The PowerShares DB U.S. Dollar Index Bullish Fund (NYSEArca: UUP), which tracks the price movement of the U.S. dollar against a basket of currencies, including the euro, Japanese yen, British pound, Canadian dollar, Swedish krona and Swiss franc, has surged 5% over the past month and much of that move is attributable to speculation that the Federal Reserve will boost interest rates next month.
Dollar ETFs have been rallying on speculation the Federal Reserve would hike interest rates from the near-zero levels. Fed Chair Janet Yellen has stated that December would be a “live possibility” for an interest rate hike if the U.S. economy continues to strengthen, and the strong jobs number help support the Fed timeline.

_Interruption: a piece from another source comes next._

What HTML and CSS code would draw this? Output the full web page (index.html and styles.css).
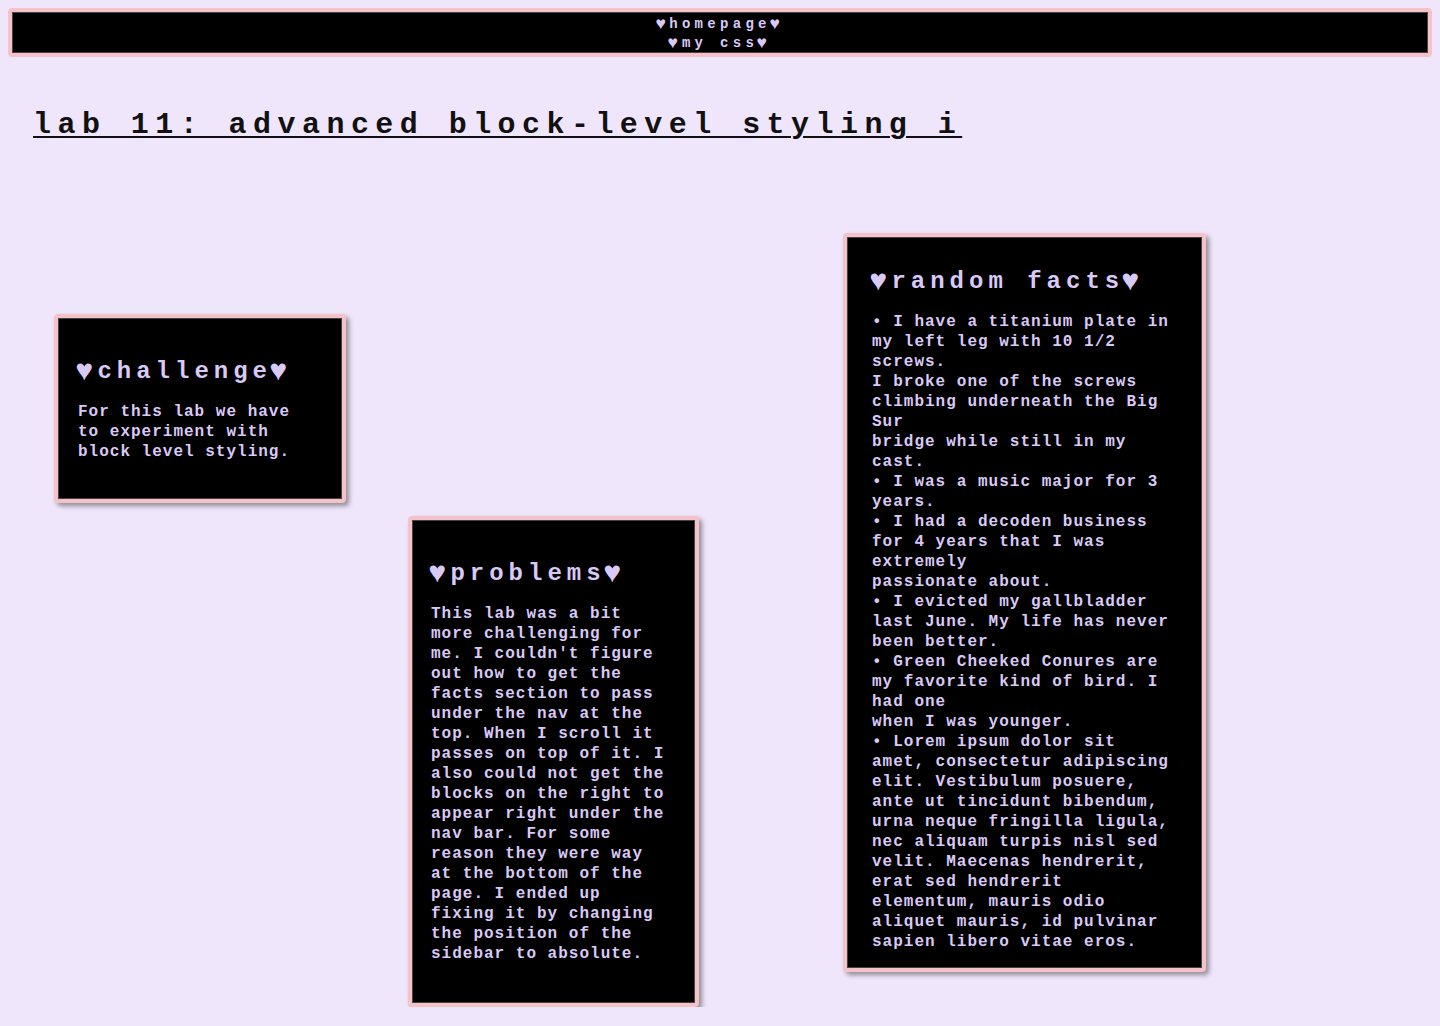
FILE: index.html
```html
<!DOCTYPE html>
<html lang="en">
<head>
<meta charset="utf-8">
<title>lab 11</title>
<link rel="stylesheet" href="styles.css">
</head>
<body>
<nav class="nav">
  <a class="nav-link" href="#"><span class="heart">♥</span>homepage<span class="heart">♥</span></a>
  <a class="nav-link" href="#"><span class="heart">♥</span>my css<span class="heart">♥</span></a>
</nav>
<h1 class="title">lab 11: advanced block-level styling i</h1>
<main class="board">
  <section class="card card-challenge">
    <h2 class="card-title"><span class="heart">♥</span>challenge<span class="heart">♥</span></h2>
    <p class="card-text">For this lab we have to experiment with block level styling.</p>
  </section>
  <section class="card card-problems">
    <h2 class="card-title"><span class="heart">♥</span>problems<span class="heart">♥</span></h2>
    <p class="card-text">This lab was a bit more challenging for me. I couldn't figure out how to get the facts section to pass under the nav at the top. When I scroll it passes on top of it. I also could not get the blocks on the right to appear right under the nav bar. For some reason they were way at the bottom of the page. I ended up fixing it by changing the position of the sidebar to absolute.</p>
  </section>
  <section class="card card-facts">
    <h2 class="card-title"><span class="heart">♥</span>random facts<span class="heart">♥</span></h2>
    <p class="card-text">• I have a titanium plate in my left leg with 10 1/2 screws.<br>I broke one of the screws climbing underneath the Big Sur<br>bridge while still in my cast.<br>• I was a music major for 3 years.<br>• I had a decoden business for 4 years that I was extremely<br>passionate about.<br>• I evicted my gallbladder last June. My life has never been better.<br>• Green Cheeked Conures are my favorite kind of bird. I had one<br>when I was younger.<br>• Lorem ipsum dolor sit amet, consectetur adipiscing elit. Vestibulum posuere, ante ut tincidunt bibendum, urna neque fringilla ligula, nec aliquam turpis nisl sed velit. Maecenas hendrerit, erat sed hendrerit elementum, mauris odio aliquet mauris, id pulvinar sapien libero vitae eros.</p>
  </section>
</main>
</body>
</html>
```
FILE: styles.css
```css
html, body {
  background: #efe6fc;
}
body {
  margin: 8px;
  font-family: "Liberation Mono", "DejaVu Sans Mono", monospace;
  color: #111;
}
.heart {
  display: inline-block;
  width: calc(0.6em + var(--ls));
  line-height: 1;
  text-align: center;
  transform: scale(1.25);
}
.nav {
  display: flex;
  flex-direction: column;
  align-items: center;
  background: #000;
  border: 4px solid #f5c2c8;
  border-radius: 4px;
  box-shadow: inset 0 0 0 1px #444;
  padding: 3px 0 0;
}
.nav-link {
  --ls: 4.3px;
  display: block;
  color: #d9c9f7;
  text-decoration: none;
  font-size: 14px;
  font-weight: bold;
  letter-spacing: var(--ls);
  line-height: 19px;
}
.title {
  margin: 51px 0 0 25px;
  font-size: 30px;
  line-height: 34px;
  letter-spacing: 6.45px;
  font-weight: bold;
  text-decoration: underline;
  text-decoration-thickness: 2px;
  text-underline-offset: 3px;
  color: #111;
}
.board {
  display: flex;
  align-items: flex-start;
}
.card {
  background: #000;
  border: 4px solid #f5c2c8;
  border-radius: 4px;
  box-shadow: inset 0 0 0 1px #444, 3px 3px 5px rgba(0, 0, 0, 0.4);
  color: #d9c9f7;
  width: 238px;
  padding: 21px 26px 21px 20px;
}
.card-title {
  --ls: 5px;
  margin: 19px 0 16px;
  font-size: 24px;
  line-height: 28px;
  letter-spacing: var(--ls);
  font-weight: bold;
}
.card-text {
  margin: 0 0 16px;
  font-size: 16px;
  line-height: 20px;
  letter-spacing: 1px;
  font-weight: bold;
}
.card-challenge {
  margin: 172px 0 0 46px;
}
.card-problems {
  margin: 374px 0 0 62px;
  padding-left: 19px;
  padding-bottom: 23px;
}
.card-facts {
  margin: 91px 0 0 144px;
  width: 300px;
  padding: 22px 30px 16px 25px;
}
.card-facts .card-title {
  margin-top: 9px;
}
.card-facts .card-text {
  margin-bottom: 0;
}
```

The tighter monetary policy would diminish the supply of U.S. dollars floating around in the economy and help the greenback appreciate against foreign currencies. [Dollar ETFs Could Soar Well After Fed Liftoff]
“Conventional wisdom would say that higher interest rates will provide strength to the US Dollar Index. We’ve heard that echoed since school, in economics, and pretty much all of 2015 on the television,” according to See It Market. “But there’s just one problem with that: It isn’t always true. In fact, looking back over the past twenty years at the past three higher interest rate cycles and you’ll see that the US Dollar Index declined during two of those time periods. Yep, so much for conventional wisdom.”
Meanwhile, the European Central Bank is more likely to expand quantitative easing to bolster growth. Some observers expect the ECB to take further action after the terror attacks, which may weighed on the economic outlook.